Glu + A_P_P_P -> Glu_P + A_P; 1
"""
_ = sbmllint.lint(model)

## Sturctured Names in BioModels

In [None]:
path = os.path.join(cn.ANALYSIS_STRUCTURED_NAMES_DIR, "analyze_structured_names.csv")
df_data = pd.read_csv(path)
df_data.head()

In [None]:
# Basic Statistics
num_structured = len(df_data[df_data[cn.IS_STRUCTURED]])
num_not_structured = len(df_data) - num_structured
_ = plt.pie([num_structured, num_not_structured], 
            labels=["Structured (%d)" % num_structured, "Not Structured (%d)" % num_not_structured])

In [None]:
df_sort = df_data[df_data[cn.IS_STRUCTURED]]
df_sort = df_sort.sort_values(cn.FRAC_BALANCED_REACTIONS)
df_sort = df_sort.reset_index()
yv = [1.0*i/len(df_sort) for i in df_sort.index]
_ = plt.plot(df_sort[cn.FRAC_BALANCED_REACTIONS], yv)
plt.xlim(0, 1)
plt.ylim(0, 1)
plt.xlabel("Fraction Balanced Reactions")
plt.ylabel("Fraction of Models")

In [None]:
def plotIsStructured(df, val):
    df1 = df[df[cn.IS_STRUCTURED] == val]
    plt.hist(df1[cn.TOTAL_REACTIONS], bins=100, range=(0, 500))
    if val:
        title = "Structured Names"
    else:
        title = "Not Structured Names"
    plt.title(title)
    plt.xlabel("Number Reactions")
    plt.show()
plotIsStructured(df_data, True)
plotIsStructured(df_data, False)

In [None]:
def plotFrcBoundary(df, val):
    df1 = df[df[cn.IS_STRUCTURED] == val]
    plt.scatter(df1[cn.TOTAL_REACTIONS], df1[cn.FRAC_BOUNDARY_REACTIONS])
    if val:
        title = "Structured Names"
    else:
        title = "Not Structured Names"
    plt.title(title)
    plt.xlabel("Number Reactions")
    plt.ylabel("Fraction Boundary")
    plt.show()
plotFrcBoundary(df_data, True)
plotFrcBoundary(df_data, False)

In [None]:
def plotFracBalanced(df):
    df1 = df[df[cn.IS_STRUCTURED]]
    xv = (1.0*df1[cn.TOTAL_REACTIONS] - df1[cn.NUM_BOUNDARY_REACTIONS]) / df1[cn.TOTAL_REACTIONS]
    plt.scatter(xv, df1[cn.FRAC_BALANCED_REACTIONS])
    title = "Structured Names"
    plt.title(title)
    plt.xlabel("Fraction Non-Boundary Reactions")
    plt.ylabel("Fraction Balanced")
    plt.xlim([0, 1.1])
    plt.show()
plotFracBalanced(df_data)

In [None]:
# Histogram of fraction balanced for structured names
def plotFracBalancedHist(df):
    df1 = df[df[cn.IS_STRUCTURED]]
    plt.hist(df1[cn.FRAC_BALANCED_REACTIONS], bins=50)
    title = "Models With Structured Names"
    plt.title(title)
    plt.xlabel("Fraction Balanced Reactions")
    plt.show()
plotFracBalancedHist(df_data)

## Detailed Look at Putative Structured Names

**Observations**
1. Some cases where doing ad hoc structured names that with little change can balance.
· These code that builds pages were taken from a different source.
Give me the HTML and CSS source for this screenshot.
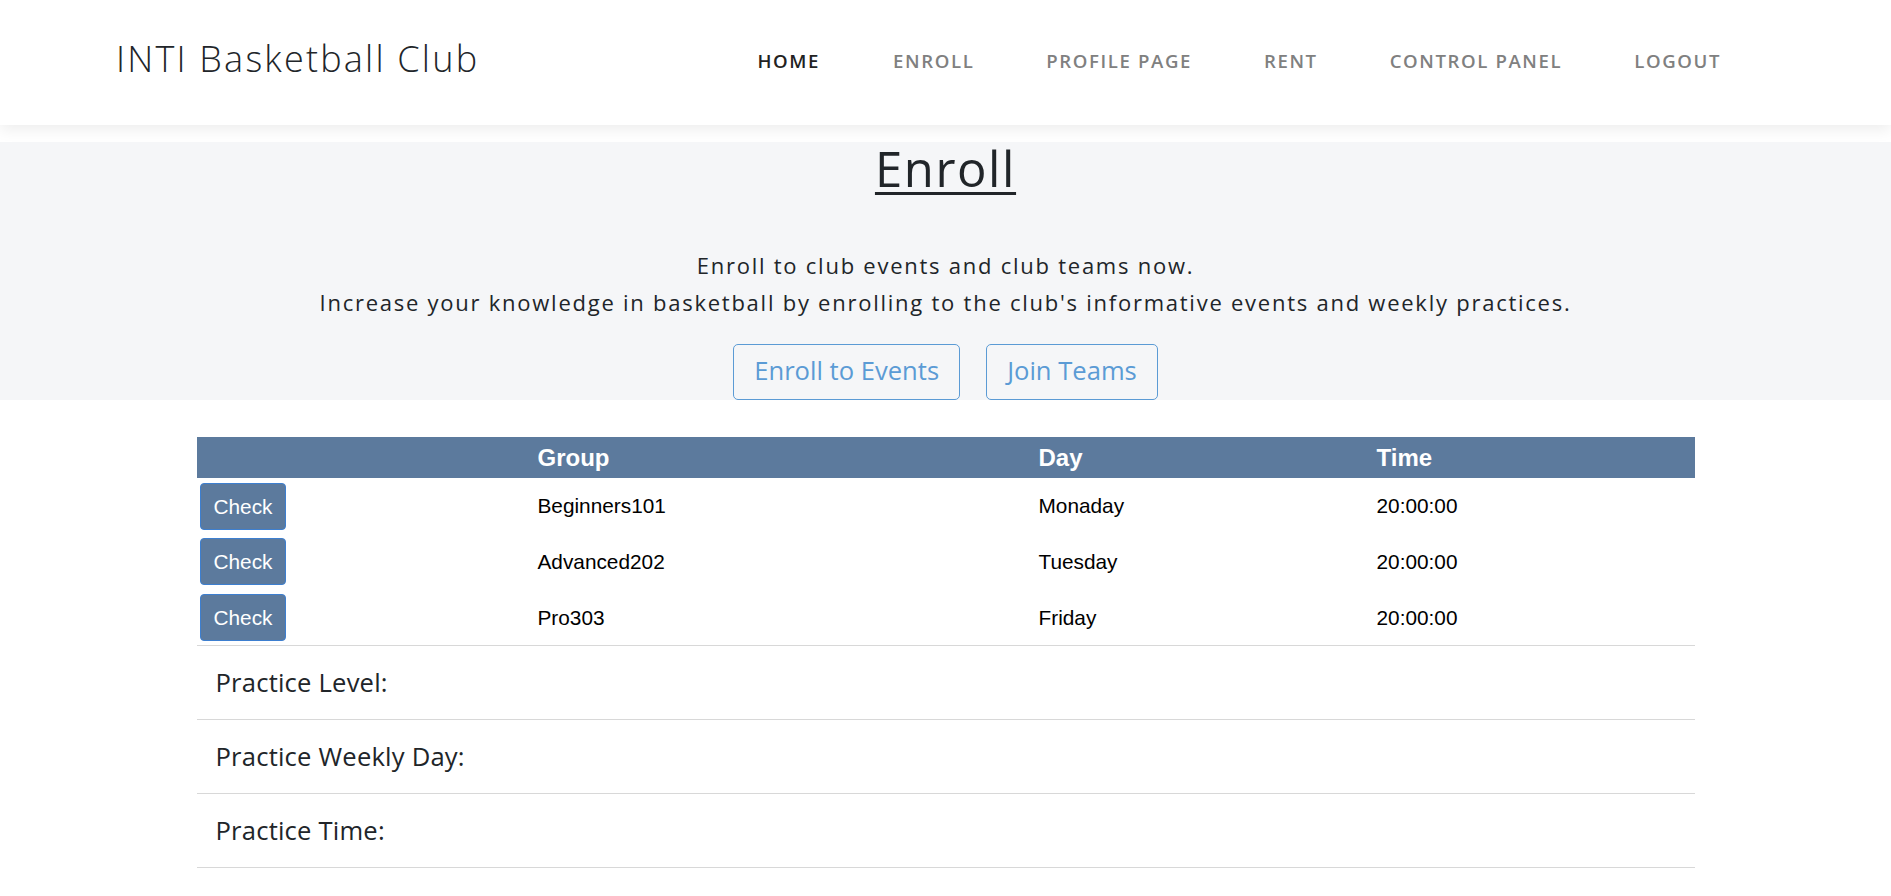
FILE: index.html
```html
<!DOCTYPE html>
<html lang="en">
<head>
<meta charset="utf-8">
<title>Enroll - INTI Basketball Club</title>
<link rel="stylesheet" href="styles.css">
</head>
<body>
<header class="topbar">
  <div class="brand">INTI Basketball Club</div>
  <nav class="nav">
    <a class="nav-link active" href="#">HOME</a>
    <a class="nav-link" href="#">ENROLL</a>
    <a class="nav-link" href="#">PROFILE PAGE</a>
    <a class="nav-link" href="#">RENT</a>
    <a class="nav-link" href="#">CONTROL PANEL</a>
    <a class="nav-link" href="#">LOGOUT</a>
  </nav>
</header>

<section class="hero">
  <h1 class="hero-title">Enroll</h1>
  <p class="hero-text">Enroll to club events and club teams now.<br>Increase your knowledge in basketball by enrolling to the club's informative events and weekly practices.</p>
  <div class="hero-actions">
    <a class="btn-outline" href="#">Enroll to Events</a>
    <a class="btn-outline" href="#">Join Teams</a>
  </div>
</section>

<main class="content">
  <table class="groups">
    <colgroup>
      <col class="col-action">
      <col class="col-group">
      <col class="col-day">
      <col class="col-time">
    </colgroup>
    <thead>
      <tr><th></th><th>Group</th><th>Day</th><th>Time</th></tr>
    </thead>
    <tbody>
      <tr><td><button class="btn-check">Check</button></td><td>Beginners101</td><td>Monaday</td><td>20:00:00</td></tr>
      <tr><td><button class="btn-check">Check</button></td><td>Advanced202</td><td>Tuesday</td><td>20:00:00</td></tr>
      <tr><td><button class="btn-check">Check</button></td><td>Pro303</td><td>Friday</td><td>20:00:00</td></tr>
    </tbody>
  </table>
  <ul class="details">
    <li class="detail">Practice Level:</li>
    <li class="detail">Practice Weekly Day:</li>
    <li class="detail">Practice Time:</li>
  </ul>
</main>
</body>
</html>
```

FILE: styles.css
```css
* { box-sizing: border-box; }

html, body {
  margin: 0;
  padding: 0;
  background: #ffffff;
}

body {
  font-family: "Open Sans", "Noto Sans", sans-serif;
  color: #212529;
}

/* ---------- top bar ---------- */
.topbar {
  height: 125px;
  display: flex;
  align-items: flex-start;
  padding: 0 136px 0 116px;
  background: #ffffff;
  box-shadow: 0 5px 14px rgba(0, 0, 0, 0.07);
  position: relative;
  z-index: 1;
}

.brand {
  padding-top: 41px;
  font-size: 36px;
  line-height: 36px;
  font-weight: 300;
  letter-spacing: 2.2px;
  color: #212529;
}

.nav {
  margin-left: auto;
  display: flex;
  padding-top: 51px;
}

.nav-link {
  padding: 0 36px;
  font-size: 18.6px;
  line-height: 19px;
  font-weight: 600;
  letter-spacing: 1.6px;
  color: #808080;
  text-decoration: none;
}

.nav-link:first-child {
  padding-right: 37px;
}

.nav-link:last-child {
  padding-right: 34px;
}

.nav-link.active {
  color: #222222;
}

/* ---------- hero ---------- */
.hero {
  margin-top: 17px;
  background: #f5f6f8;
  text-align: center;
  padding: 0;
}

.hero-title {
  margin: 0;
  font-size: 49px;
  line-height: 52px;
  font-weight: 400;
  letter-spacing: 1.6px;
  color: #212529;
  text-decoration: underline;
  text-decoration-thickness: 3px;
  text-underline-offset: 5px;
}

.hero-text {
  margin: 53px 0 0;
  font-size: 22px;
  line-height: 37px;
  font-weight: 400;
  letter-spacing: 1.75px;
  color: #212529;
}

.hero-actions {
  margin-top: 23px;
  display: flex;
  justify-content: center;
  gap: 26px;
}

.btn-outline {
  display: inline-block;
  padding: 7px 20px 9px;
  font-size: 25.6px;
  line-height: 38.4px;
  font-weight: 400;
  letter-spacing: 0;
  color: #5b9bd5;
  border: 1px solid #5b9bd5;
  border-radius: 5px;
  text-decoration: none;
}

/* ---------- content ---------- */
.content {
  width: 1498px;
  margin: 37px auto 0;
}

.groups {
  width: 100%;
  border-collapse: collapse;
  table-layout: fixed;
  font-family: "Liberation Sans", Arial, sans-serif;
  color: #000000;
}

.col-action { width: 338px; }
.col-group { width: 501px; }
.col-day { width: 338px; }
.col-time { width: 321px; }

.groups th {
  height: 41px;
  padding: 0 3px;
  background: #5c7a9d;
  color: #ffffff;
  font-size: 24px;
  font-weight: 700;
  text-align: left;
  vertical-align: middle;
}

.groups td {
  height: 55.7px;
  padding: 0 3px;
  font-size: 20.8px;
  text-align: left;
  vertical-align: middle;
}

.btn-check {
  display: block;
  padding: 10px 13px;
  font-family: "Liberation Sans", Arial, sans-serif;
  font-size: 20.8px;
  line-height: 25px;
  color: #ffffff;
  background: #5c7a9d;
  border: 1px solid #3d7fd0;
  border-radius: 4px;
}

.details {
  list-style: none;
  margin: 0;
  padding: 0;
  border-top: 1px solid #d8d8d8;
}

.detail {
  height: 74px;
  padding-left: 19px;
  font-size: 25.6px;
  line-height: 73px;
  font-weight: 400;
  letter-spacing: 0.2px;
  border-bottom: 1px solid #d8d8d8;
  color: #212529;
}
```
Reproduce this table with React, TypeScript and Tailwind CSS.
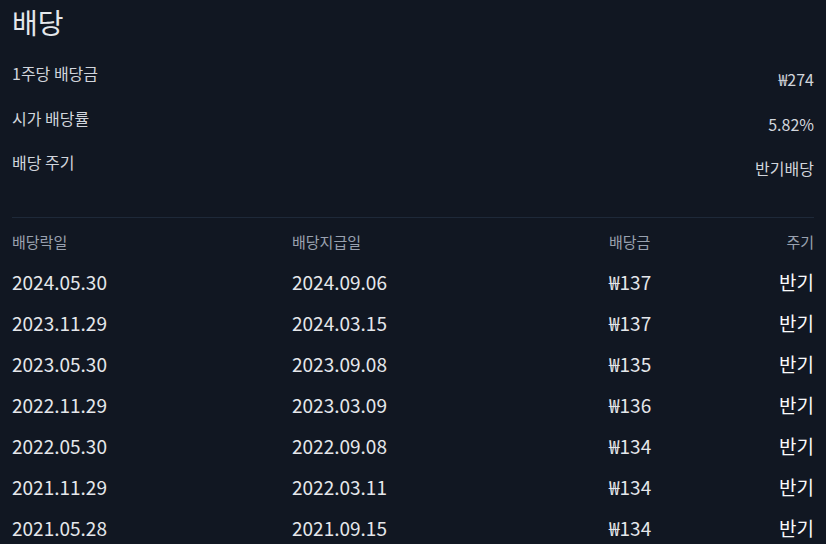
import React from 'react'

const SUMMARY = [
  { label: '1주당 배당금', value: '₩274' },
  { label: '시가 배당률', value: '5.82%' },
  { label: '배당 주기', value: '반기배당' },
]

const HISTORY = [
  ['2024.05.30', '2024.09.06', '₩137'],
  ['2023.11.29', '2024.03.15', '₩137'],
  ['2023.05.30', '2023.09.08', '₩135'],
  ['2022.11.29', '2023.03.09', '₩136'],
  ['2022.05.30', '2022.09.08', '₩134'],
  ['2021.11.29', '2022.03.11', '₩134'],
  ['2021.05.28', '2021.09.15', '₩134'],
]

export default function App() {
  return (
    <div
      className="w-[826px] h-[544px] overflow-hidden bg-[#111722] px-[12px] text-gray-300"
      style={{ fontFamily: '"Noto Sans CJK KR", "Noto Sans", sans-serif' }}
    >
      {/* 제목 */}
      <h1 className="text-[28px] leading-[40px] text-gray-200 pt-[2px]">배당</h1>

      {/* 요약 */}
      <div className="mt-[19px]">
        {SUMMARY.map((s) => (
          <div key={s.label} className="flex justify-between h-[44.5px] text-[16px]">
            <span>{s.label}</span>
            <span className="pt-[6px]">{s.value}</span>
          </div>
        ))}
      </div>

      <div className="mt-[22px] border-t border-gray-800" />

      {/* 배당 내역 */}
      <div className="grid grid-cols-[280px_317px_1fr_auto] mt-[13px]">
        <div className="text-[15px] text-gray-400 h-[30px]">배당락일</div>
        <div className="text-[15px] text-gray-400">배당지급일</div>
        <div className="text-[15px] text-gray-400">배당금</div>
        <div className="text-[15px] text-gray-400 text-right">주기</div>
        {HISTORY.map(([ex, pay, amt]) => (
          <React.Fragment key={ex}>
            <div className="text-[19px] h-[40.5px] leading-[41px] text-gray-200">{ex}</div>
            <div className="text-[19px] leading-[41px] text-gray-200">{pay}</div>
            <div className="text-[19px] leading-[41px] text-gray-200">{amt}</div>
            <div className="text-[19px] leading-[41px] text-right text-gray-50">반기</div>
          </React.Fragment>
        ))}
      </div>
    </div>
  )
}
For example:   
   1. BIOMD0000000192_url.xml: RCC1_RanGDP -> RCC1_Ran + GDP, RCC1_Ran + GTP -> RCC1_RanGTP
   1. BIOMD0000000010_url.xml: MKKK -> MKKK_P, MKKK_P -> MKKK

In [None]:
df = df_data[df_data[cn.IS_STRUCTURED]]
for _, row in df.iterrows():
    path = os.path.join(cn.DATA_DIR, row[cn.FILENAME])
    print("\n%s" % row[cn.FILENAME])
    print_reactions.prettyPrint(path, is_include_kinetics=False, is_include_label=False)

In [2]:
simple = SimpleSBML()
path = os.path.join(cn.DATA_DIR, "BIOMD0000000353_url.xml")
simple.initialize(path)

NameError: name 'model_reference' is not defined

**To Do**
1. Identify the missing files. Likely a problem with the iterator?